Improvisa-se o tempo todo, entra-se de cara num cipoal de contradições, em meio ao parlapatório do presidente da República, cuja imagem pública só tem feito acentuar o processo.
De fato, na disparidade entre a imagem do governo e a do presidente Lula, faz-se presente o espírito hesitante das massas. Assim é que a última pesquisa CNT/ Sensus (julho de 2003) aponta para uma nova queda de popularidade do governo, enquanto permanece intocada a imagem presidencial. Boa não é a imagem do coletivo dirigente, mas a da pessoa do presidente, aquela que levou às lagrimas em Londres o famoso sociólogo Anthony Giddens, por sinal o mesmo que praticamente chorava de felicidade com a imagem intelectualizada de FHC.
Reforma informacional
Em princípio, pode-se entender essa divisão entre governante e pessoa como um resultado da tendência popular, muitas vezes referendada por cultos analistas, de psicologização do social. Põe-se o indivíduo no lugar do ator social, deixando de lado o papel que ele tem de "interpretar" enquanto sujeito político, ainda que tal interpretação devesse ser necessariamente um corolário de sua biografia.
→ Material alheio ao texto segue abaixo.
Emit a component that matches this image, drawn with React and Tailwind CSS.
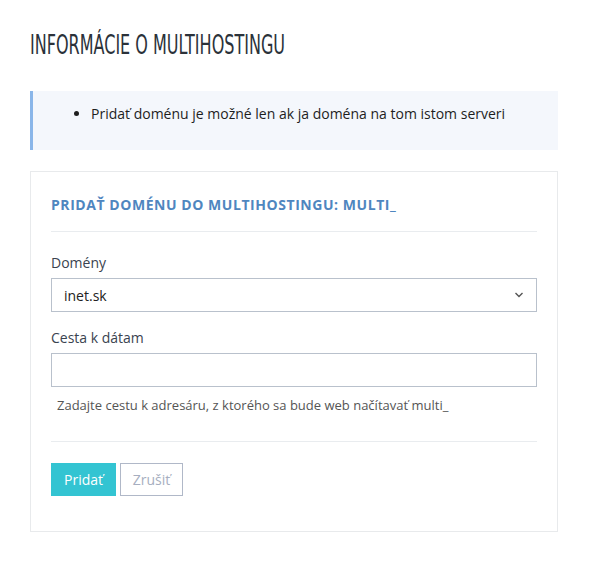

Em outras palavras, adere-se afetivamente à dimensão humana do político, esquecendo-se da racionalidade político-social, que mais interessa à cidadania.
No caso do presidente Lula, espera-se que a biografia do torneiro mecânico Luiz Inácio da Silva possa ser um "material sociológico perfeito" e não um instrumento de apoio marginal à tarefa analítica, como costuma acontecer com os dirigentes de linhagem tradicionalmente burguesa.
Espera-se, portanto, que haja continuidade, e não divisão, entre uma vida pregressa supostamente orientada para a conquista de justiça social e o controle do poder de Estado.
Mas a divisão parece ganhar o primeiro plano. E a sua principal conseqüência político-social é, até agora, a confirmação da suspeita de que a propalada reforma da Previdência não seja fruto de uma vontade ético-política, nascida de uma interpretação lúcida do auto-entendimento social, e sim da vontade atabalhoada de um ajuste fiscal.
E, ainda por cima, teledirigida: pontos isolados da pauta de sugestões do Banco Mundial ("Políticas para um Brasil justo, sustentável e competitivo"), manifestamente apresentada para fins de discussão, acabaram sendo tomados ao pé da letra, como o texto de uma cartilha.
Daí, a contradição entre o país real com alguma consciência acumulada quanto a direitos sociais e os sacerdotes do mercado enquanto novo deus regulador das relações humanas; daí a falta de entendimento entre ministros e setores diferenciados do próprio governo que leva ao abandono apressado de posições ferreamente defendidas semanas antes.
Um exemplo: a paridade entre inativos e ativos, apresentada semanas atrás como ponto inaceitável, porque desfiguraria todo o projeto da reforma, de repente passa ser considerada uma vantagem fiscal para o governo.
Diante de tudo isso, a imprensa cotidiana parece reforçar a incongruência generalizada. Enquanto o noticiário não consegue ocultar a barafunda e a troca açodada de posições (e não é que o apressado come mesmo cru?), editoriais e determinados colunistas fingem não enxergar os buracos do projeto da reforma da Previdência, para poderem continuar insistindo na mais absoluta necessidade de que ela seja perpetrada tal e qual, ao arrepio dos direitos.
Para colunista de jornal ou de televisão com salário superior a dez mil dólares mensais, todo direito social é um "privilégio" e todo progresso da sociedade é apenas um avanço do mercado. Em meio à crise econômica que a assola, talvez seja chegada a hora de a imprensa começar a pensar seriamente sobre a sua própria reforma informacional.